• Front-end source files:
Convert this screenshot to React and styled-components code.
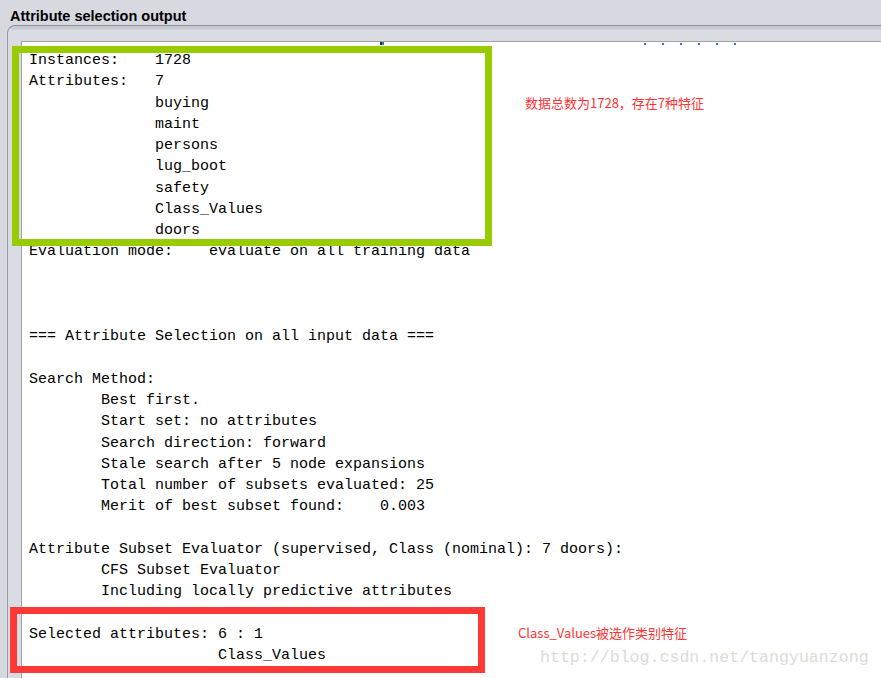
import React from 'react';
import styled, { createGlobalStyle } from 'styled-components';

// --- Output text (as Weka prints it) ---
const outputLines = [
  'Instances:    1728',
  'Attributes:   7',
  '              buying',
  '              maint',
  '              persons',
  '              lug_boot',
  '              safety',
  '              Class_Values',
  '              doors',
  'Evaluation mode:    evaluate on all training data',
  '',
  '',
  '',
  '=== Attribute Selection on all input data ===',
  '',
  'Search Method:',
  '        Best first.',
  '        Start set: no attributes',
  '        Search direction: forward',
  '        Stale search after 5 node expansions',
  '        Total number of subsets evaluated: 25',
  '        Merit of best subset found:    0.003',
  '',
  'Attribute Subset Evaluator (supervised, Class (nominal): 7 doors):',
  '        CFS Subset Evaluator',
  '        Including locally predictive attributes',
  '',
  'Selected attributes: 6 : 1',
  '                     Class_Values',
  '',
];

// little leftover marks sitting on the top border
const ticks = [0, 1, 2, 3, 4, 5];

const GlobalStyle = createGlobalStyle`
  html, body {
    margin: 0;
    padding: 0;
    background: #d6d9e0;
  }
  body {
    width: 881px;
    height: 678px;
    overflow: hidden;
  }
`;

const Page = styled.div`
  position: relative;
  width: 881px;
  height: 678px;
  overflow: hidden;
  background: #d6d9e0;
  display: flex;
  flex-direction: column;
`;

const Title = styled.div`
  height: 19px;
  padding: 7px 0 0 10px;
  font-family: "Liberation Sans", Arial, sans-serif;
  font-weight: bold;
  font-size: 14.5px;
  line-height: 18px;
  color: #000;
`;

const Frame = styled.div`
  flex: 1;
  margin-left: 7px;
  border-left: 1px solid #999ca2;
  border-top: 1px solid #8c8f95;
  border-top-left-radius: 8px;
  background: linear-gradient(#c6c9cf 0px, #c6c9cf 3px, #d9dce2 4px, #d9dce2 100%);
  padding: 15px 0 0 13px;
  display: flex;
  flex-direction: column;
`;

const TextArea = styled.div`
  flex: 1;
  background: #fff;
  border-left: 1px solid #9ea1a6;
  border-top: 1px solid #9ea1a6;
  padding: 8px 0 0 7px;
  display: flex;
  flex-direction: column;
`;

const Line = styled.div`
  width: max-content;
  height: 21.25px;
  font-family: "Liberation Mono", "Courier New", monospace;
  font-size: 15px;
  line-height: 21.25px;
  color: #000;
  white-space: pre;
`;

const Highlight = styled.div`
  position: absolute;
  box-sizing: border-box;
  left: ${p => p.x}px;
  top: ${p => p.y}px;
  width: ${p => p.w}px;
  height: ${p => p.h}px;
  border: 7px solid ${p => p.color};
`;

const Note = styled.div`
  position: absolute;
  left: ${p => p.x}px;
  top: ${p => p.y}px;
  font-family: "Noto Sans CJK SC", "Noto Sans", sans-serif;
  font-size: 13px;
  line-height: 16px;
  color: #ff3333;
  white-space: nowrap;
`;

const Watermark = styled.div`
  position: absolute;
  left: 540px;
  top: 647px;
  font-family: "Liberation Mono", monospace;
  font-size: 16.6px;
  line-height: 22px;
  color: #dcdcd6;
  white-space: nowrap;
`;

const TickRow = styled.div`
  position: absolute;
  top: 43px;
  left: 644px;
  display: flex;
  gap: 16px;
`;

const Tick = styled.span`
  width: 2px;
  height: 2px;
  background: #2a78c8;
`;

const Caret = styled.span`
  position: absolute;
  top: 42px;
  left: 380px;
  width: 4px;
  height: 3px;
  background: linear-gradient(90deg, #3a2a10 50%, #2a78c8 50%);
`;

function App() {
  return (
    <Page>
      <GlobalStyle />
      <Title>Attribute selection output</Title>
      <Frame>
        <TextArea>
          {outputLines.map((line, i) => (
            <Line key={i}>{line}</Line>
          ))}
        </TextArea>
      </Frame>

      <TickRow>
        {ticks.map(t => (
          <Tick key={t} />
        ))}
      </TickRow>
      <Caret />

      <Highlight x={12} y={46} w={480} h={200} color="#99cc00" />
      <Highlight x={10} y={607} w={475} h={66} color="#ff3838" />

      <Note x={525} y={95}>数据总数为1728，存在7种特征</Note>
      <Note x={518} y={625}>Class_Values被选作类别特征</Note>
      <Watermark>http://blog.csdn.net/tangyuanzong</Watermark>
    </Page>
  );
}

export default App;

...

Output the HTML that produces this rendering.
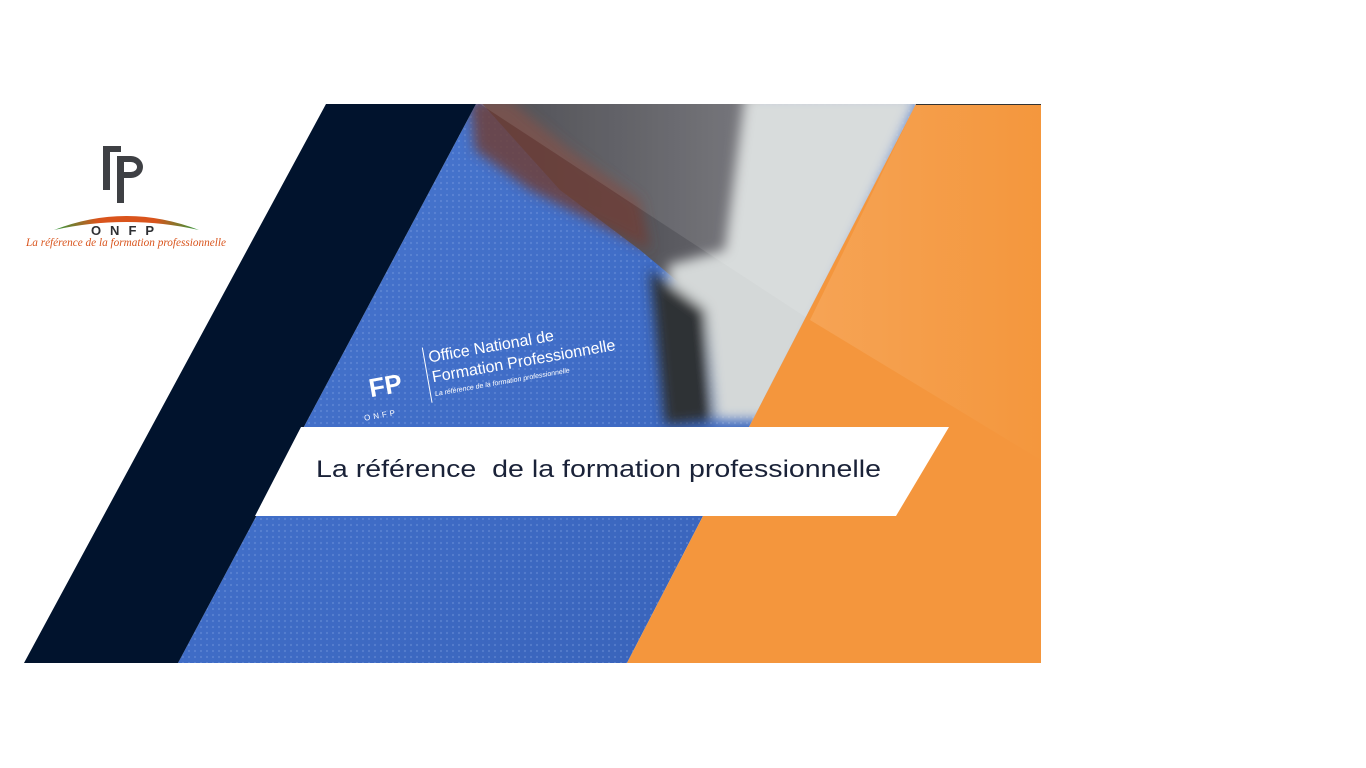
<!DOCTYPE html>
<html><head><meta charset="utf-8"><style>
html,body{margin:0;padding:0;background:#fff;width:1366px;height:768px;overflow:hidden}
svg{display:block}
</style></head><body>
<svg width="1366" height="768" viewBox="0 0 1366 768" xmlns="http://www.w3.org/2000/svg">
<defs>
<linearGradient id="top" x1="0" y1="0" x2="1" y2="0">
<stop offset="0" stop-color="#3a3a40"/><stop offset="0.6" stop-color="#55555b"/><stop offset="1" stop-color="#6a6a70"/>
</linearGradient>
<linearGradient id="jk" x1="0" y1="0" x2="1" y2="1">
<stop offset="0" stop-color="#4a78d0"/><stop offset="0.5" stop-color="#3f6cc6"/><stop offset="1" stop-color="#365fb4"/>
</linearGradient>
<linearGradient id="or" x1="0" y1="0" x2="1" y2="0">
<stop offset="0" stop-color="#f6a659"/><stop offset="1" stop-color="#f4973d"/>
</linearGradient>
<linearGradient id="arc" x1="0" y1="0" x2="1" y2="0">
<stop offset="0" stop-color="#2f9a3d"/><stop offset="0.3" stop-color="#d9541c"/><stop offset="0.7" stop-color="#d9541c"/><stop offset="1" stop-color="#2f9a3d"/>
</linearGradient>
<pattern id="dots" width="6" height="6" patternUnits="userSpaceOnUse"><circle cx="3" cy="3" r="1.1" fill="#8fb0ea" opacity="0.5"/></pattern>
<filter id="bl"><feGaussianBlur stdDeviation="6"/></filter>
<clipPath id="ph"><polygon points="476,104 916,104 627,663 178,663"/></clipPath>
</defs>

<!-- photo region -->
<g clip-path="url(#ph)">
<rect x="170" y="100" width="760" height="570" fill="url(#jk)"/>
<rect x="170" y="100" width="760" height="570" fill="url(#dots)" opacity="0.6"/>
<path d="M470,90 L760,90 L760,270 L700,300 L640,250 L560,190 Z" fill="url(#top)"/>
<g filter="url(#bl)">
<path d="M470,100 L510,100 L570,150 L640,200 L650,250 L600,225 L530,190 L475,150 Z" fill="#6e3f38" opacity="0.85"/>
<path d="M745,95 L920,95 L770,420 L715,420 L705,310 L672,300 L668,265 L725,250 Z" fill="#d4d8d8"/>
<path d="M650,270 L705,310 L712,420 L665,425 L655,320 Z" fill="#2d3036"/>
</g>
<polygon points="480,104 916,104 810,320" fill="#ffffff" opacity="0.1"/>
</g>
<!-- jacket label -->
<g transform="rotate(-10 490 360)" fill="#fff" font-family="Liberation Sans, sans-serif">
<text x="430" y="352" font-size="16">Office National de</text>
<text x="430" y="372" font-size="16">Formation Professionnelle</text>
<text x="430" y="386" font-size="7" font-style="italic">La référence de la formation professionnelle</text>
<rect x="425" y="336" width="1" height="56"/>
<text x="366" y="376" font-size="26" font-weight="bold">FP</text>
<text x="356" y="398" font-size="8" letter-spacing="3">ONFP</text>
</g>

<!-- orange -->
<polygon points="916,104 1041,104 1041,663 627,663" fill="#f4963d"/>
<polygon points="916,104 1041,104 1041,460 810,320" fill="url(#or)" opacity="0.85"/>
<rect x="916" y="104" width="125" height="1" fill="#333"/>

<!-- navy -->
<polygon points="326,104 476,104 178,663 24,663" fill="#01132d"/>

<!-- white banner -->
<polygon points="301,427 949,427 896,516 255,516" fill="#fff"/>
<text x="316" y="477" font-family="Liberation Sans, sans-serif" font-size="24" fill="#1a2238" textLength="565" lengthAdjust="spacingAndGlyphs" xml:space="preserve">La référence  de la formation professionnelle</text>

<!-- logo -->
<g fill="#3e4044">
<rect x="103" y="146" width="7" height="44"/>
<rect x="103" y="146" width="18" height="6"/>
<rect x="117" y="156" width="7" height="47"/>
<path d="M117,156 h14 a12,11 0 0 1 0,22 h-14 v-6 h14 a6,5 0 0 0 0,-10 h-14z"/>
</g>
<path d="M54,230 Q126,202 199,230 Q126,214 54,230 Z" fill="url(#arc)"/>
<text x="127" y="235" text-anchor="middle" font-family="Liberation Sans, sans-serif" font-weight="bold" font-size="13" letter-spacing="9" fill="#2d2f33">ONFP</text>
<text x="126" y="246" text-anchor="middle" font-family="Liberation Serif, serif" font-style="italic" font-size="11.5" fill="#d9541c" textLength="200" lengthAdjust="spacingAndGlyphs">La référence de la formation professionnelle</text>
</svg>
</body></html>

• DIRECTIONS FOR THIS TASK:
Determine the number of lines in the listing that hold the word "components", and supply that number and nothing further.

• ANSWER TO THIS EXERCISE:
2